The longtime manager of the Knights Inn on Route 198 in Laurel, where this week's first arrest took place, said he cooperates with police. But there's generally no way to know what a guest's purpose for a stay is.
"You cannot ask this question, 'Are you a prostitute, are you a drug dealer?' " said Mike Patel, Knights Inn manager since 1994.
Laurel, midway between Washington and Baltimore, has long been known for prostitution, including local street-level crime as well as pimps holding women at hotels while ferrying them to work the streets in Washington and elsewhere. The newer challenge for police is the advertising of prostitution services online, making it less obvious than street crime, police said.

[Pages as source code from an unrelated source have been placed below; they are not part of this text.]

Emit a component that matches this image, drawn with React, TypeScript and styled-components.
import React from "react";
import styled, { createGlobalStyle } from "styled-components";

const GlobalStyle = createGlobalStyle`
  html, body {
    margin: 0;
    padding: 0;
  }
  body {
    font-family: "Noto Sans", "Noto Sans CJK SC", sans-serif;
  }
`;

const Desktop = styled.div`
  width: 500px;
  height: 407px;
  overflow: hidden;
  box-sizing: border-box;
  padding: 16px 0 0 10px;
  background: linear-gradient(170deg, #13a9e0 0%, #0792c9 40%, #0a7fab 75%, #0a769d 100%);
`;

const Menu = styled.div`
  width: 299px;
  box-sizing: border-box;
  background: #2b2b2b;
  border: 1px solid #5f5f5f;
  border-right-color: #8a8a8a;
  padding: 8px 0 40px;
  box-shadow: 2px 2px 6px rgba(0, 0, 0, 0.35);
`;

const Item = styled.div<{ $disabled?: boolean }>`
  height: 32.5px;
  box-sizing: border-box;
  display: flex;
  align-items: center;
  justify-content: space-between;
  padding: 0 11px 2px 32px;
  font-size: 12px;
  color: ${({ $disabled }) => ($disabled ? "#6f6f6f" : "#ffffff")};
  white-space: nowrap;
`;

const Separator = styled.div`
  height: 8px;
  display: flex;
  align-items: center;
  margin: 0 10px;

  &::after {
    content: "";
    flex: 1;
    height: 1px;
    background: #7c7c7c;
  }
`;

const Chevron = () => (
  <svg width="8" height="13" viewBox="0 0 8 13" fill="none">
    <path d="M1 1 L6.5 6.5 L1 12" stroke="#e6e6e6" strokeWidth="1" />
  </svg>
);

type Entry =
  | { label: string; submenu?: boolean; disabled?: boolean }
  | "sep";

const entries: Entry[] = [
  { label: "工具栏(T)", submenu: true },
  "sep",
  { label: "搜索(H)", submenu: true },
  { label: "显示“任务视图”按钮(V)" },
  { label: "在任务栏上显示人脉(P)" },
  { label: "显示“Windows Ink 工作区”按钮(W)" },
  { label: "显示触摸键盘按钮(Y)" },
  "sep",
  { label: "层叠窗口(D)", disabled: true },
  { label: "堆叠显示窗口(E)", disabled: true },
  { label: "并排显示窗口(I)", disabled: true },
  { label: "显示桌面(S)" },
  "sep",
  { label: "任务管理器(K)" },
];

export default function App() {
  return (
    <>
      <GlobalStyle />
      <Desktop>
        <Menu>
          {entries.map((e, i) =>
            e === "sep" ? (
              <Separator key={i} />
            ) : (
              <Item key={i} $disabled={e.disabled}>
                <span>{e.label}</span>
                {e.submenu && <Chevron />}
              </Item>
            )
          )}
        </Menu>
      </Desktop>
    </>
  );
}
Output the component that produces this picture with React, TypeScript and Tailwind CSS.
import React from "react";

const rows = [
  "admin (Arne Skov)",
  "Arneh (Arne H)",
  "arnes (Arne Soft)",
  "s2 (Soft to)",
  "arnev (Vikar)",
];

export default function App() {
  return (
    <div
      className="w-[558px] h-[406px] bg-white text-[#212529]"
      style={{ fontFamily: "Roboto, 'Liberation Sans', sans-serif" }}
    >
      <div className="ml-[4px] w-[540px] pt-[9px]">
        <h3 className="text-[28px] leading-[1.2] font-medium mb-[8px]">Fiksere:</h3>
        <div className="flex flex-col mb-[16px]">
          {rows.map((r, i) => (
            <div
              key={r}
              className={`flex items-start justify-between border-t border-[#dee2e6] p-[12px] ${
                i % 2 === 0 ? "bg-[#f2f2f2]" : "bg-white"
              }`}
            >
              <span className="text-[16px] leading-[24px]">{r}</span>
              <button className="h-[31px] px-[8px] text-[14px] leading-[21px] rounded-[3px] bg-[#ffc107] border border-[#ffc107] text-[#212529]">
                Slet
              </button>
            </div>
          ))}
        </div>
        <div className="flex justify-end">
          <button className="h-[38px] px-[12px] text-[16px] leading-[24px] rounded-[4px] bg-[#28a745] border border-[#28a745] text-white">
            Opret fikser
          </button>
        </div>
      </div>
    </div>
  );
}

"Laurel is kind of a spot for that. It's always been the case," said State's Attorney Frank R. Weathersbee. And though the Laurel racetrack is hardly the attraction it once was, the area retains the bars and motels, he said. "When you have an attraction, you frequently have ancillary activities that go on around the attraction."
The Laurel area spans three counties. Howard County police routinely conduct stings and other arrests connected to prostitution in Laurel's U.S. 1 corridor. Anne Arundel County police have done crackdowns and offered help to prostitutes. Weathersbee said prostitutes who are drug users often are offered drug court through his office, with its related services, to get a fresh start.
Greg Shipley, spokesman for the Maryland State Police, one of the agencies in the Human Trafficking Task Force, said troopers welcome more help in Anne Arundel County.
"The more attention we believe is given to this issue, the more people will come forward with information," he said.
Twice this week, authorities have charged a man at a Laurel hotel with human trafficking, alleging that each man forced at least one woman to act as a prostitute for his gain.
Members of the Maryland Human Trafficking Task Force removed three women, including two teenagers, Wednesday night and early Thursday morning from the Garden Inn in Laurel, near the inn where authorities found a 12-year-old girl on Monday who officials say was being trafficked as a prostitute in Atlantic City, N.J., and Washington. In both cases, police said they were tipped off by people aware of the women's circumstances.
Gabriel "Echo" Dreke-Hernandez, 23, of the 8800 block of Berkshire Drive in Hyattsville was arrested Thursday when he arrived at the Garden Inn, Anne Arundel County police said. He has been charged with multiple counts of human trafficking, including human trafficking of a minor, first- and second-degree assault, kidnapping and related charges. According to court records, he was initially jailed in lieu of $4 million bail, but a judge ordered him held Friday without bail.
Police said that in the Garden Inn case, they were alerted by a family member who was contacted by a friend of a 19-year-old Glenville woman who said she had been abducted and forced into prostitution. They arranged to meet the 19-year-old at the hotel about 10:15 p.m. Wednesday, and took her from there.
When questioned, she told them there were two other women there — a 16-year-old from Adelphi and a 23-year-old from Hyattsville, they said.
The 19-year-old told police she had been at a party in April in Prince George's County, where she met a man who took her elsewhere, police said.
"She went to another location, believing it was another party or something," Mulcahy said.
The man took her to a hotel, where she was threatened, assaulted and forced into prostitution, police said. Police said they have no indication that she had engaged in prostitution before that. At the hotel, they said, Dreke-Hernandez choked her and banged her head against the wall repeatedly before placing a knife to her throat and demanding that she follow his orders, police said. She told police that he kept all of the money that was collected. At one point, when she said she would not prostitute any longer, he pulled her into a bathroom and threatened her with a knife, police said. They said she also feared him because of his constant physical assaults and threats to harm her and her family.